* [TASK DATA]:
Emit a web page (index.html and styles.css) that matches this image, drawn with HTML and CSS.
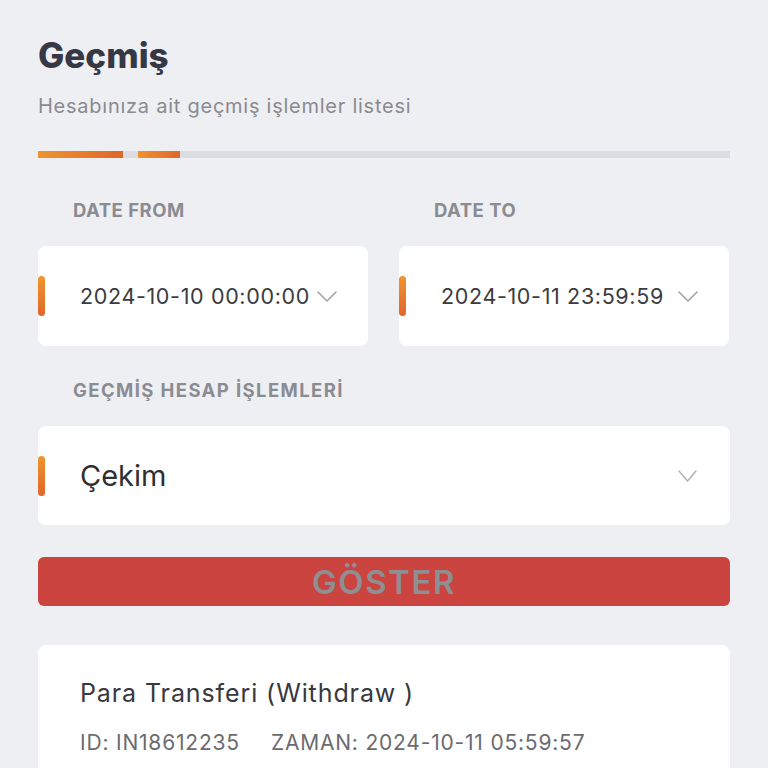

...

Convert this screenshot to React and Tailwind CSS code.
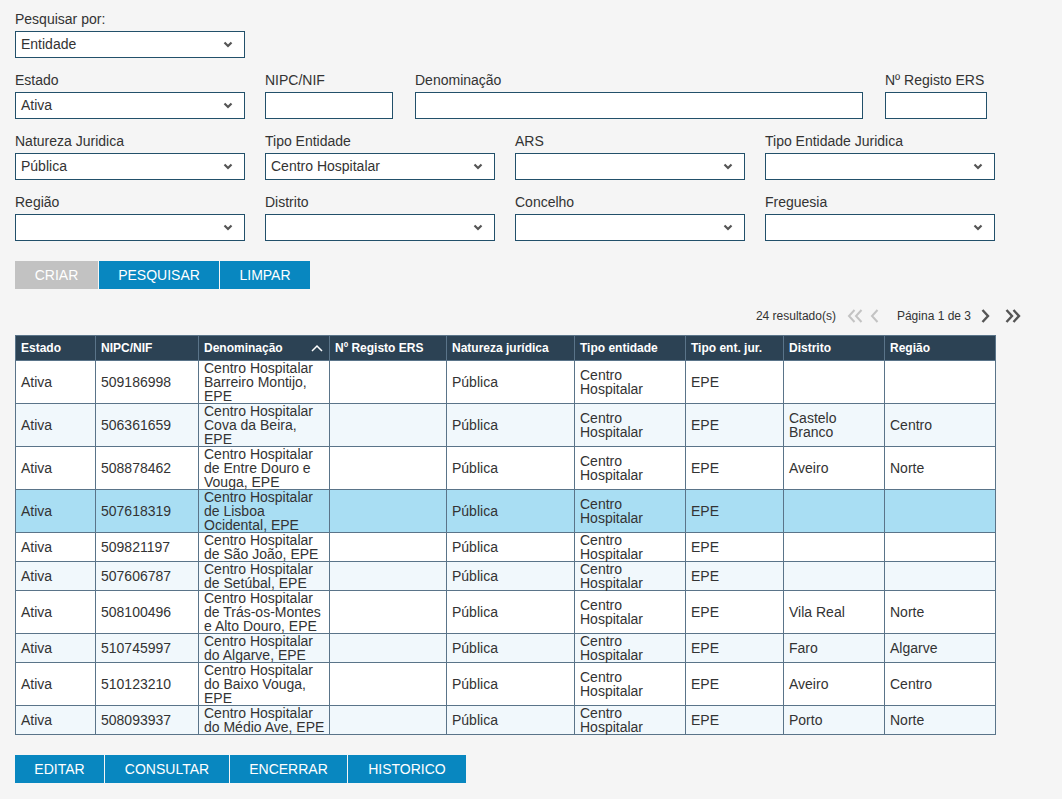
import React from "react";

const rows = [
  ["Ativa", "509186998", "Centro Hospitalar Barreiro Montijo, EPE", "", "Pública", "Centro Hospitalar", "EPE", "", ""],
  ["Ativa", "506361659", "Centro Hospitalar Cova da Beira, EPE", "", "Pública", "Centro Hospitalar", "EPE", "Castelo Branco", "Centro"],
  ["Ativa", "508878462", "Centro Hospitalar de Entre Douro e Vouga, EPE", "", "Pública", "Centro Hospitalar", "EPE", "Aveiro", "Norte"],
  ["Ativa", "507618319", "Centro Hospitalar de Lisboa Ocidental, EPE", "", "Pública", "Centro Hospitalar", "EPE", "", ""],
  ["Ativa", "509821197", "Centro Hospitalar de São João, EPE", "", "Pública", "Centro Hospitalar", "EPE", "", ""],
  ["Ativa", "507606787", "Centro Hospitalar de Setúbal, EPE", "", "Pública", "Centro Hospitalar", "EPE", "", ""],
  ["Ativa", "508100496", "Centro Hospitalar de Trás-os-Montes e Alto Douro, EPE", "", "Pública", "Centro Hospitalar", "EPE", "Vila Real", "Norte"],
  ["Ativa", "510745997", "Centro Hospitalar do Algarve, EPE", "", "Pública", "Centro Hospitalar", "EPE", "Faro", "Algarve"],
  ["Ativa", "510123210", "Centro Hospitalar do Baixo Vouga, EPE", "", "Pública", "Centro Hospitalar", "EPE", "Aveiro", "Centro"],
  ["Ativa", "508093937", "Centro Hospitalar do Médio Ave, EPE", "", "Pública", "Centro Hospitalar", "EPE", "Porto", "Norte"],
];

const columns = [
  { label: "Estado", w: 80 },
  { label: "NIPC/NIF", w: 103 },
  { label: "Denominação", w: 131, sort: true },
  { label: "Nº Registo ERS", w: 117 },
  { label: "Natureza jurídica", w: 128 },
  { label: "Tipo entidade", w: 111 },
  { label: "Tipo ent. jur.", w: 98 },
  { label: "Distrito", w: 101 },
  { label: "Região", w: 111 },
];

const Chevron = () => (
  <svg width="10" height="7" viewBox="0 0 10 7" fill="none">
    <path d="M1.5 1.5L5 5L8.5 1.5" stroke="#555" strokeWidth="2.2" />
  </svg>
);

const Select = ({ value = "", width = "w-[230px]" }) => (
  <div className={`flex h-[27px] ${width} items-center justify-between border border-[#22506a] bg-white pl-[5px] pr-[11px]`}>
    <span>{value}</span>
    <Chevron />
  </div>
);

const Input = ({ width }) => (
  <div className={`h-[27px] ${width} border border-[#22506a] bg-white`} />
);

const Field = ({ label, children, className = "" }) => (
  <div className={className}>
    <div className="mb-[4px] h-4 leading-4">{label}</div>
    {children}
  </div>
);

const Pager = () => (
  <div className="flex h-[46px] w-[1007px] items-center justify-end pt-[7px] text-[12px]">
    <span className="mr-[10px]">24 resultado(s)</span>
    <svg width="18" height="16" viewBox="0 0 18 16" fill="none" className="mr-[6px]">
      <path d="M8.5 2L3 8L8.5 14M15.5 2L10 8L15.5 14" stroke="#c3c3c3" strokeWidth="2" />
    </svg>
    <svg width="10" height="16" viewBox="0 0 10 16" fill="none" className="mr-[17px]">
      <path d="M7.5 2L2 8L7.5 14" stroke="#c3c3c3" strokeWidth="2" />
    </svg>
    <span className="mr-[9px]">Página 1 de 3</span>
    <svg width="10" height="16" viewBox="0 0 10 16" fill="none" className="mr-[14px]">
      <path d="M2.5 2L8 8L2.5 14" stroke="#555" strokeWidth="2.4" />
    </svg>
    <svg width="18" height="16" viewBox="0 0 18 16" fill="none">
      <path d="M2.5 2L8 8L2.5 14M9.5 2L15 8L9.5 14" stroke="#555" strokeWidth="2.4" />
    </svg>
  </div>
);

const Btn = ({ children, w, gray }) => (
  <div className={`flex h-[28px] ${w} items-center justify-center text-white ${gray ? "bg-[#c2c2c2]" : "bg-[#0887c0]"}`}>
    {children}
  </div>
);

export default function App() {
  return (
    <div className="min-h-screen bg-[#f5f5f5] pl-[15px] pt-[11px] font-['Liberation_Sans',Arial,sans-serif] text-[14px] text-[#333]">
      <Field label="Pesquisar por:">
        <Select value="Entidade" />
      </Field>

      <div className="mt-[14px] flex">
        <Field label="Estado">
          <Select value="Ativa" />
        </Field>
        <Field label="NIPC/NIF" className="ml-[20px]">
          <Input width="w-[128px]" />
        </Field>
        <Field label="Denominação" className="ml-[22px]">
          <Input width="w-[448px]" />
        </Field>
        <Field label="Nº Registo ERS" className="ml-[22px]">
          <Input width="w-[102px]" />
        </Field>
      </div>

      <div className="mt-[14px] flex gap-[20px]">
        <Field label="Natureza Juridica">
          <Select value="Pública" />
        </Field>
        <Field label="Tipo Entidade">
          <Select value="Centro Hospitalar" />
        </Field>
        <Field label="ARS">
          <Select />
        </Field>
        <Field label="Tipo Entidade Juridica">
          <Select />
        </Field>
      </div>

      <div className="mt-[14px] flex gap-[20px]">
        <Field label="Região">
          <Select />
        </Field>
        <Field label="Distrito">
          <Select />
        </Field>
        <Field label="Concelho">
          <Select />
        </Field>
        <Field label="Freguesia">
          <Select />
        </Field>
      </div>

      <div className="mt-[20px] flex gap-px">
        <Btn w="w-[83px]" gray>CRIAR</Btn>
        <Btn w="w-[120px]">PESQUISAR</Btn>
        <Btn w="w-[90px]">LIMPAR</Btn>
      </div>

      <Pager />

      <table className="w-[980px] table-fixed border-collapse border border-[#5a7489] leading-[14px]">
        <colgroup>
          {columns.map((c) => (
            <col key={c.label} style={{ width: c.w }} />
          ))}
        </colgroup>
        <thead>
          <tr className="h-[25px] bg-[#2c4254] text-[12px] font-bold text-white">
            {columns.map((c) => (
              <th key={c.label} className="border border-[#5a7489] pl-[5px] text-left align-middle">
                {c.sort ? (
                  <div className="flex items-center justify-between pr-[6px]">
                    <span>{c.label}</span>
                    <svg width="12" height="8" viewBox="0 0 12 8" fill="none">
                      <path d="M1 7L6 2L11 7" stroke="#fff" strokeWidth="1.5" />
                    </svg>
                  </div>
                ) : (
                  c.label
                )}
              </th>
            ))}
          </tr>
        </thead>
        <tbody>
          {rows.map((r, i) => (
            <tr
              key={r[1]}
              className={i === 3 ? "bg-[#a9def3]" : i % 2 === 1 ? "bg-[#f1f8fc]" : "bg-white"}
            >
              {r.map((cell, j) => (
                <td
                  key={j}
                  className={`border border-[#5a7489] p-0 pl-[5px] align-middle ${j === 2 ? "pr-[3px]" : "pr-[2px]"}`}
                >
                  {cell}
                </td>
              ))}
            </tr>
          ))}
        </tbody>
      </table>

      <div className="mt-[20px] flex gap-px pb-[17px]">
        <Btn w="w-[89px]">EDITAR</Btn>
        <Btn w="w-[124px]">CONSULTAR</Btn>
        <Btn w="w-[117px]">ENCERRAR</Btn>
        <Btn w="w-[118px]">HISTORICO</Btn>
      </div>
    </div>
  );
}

* [EXERCISE DIRECTIONS]:
Transcribe only the lines from the line holding "Convert this screenshot" through the line holding "import React from", inclusive, without any of the pictures.

* [TASK RESPONSE]:
Convert this screenshot to React and Tailwind CSS code.
import React from "react";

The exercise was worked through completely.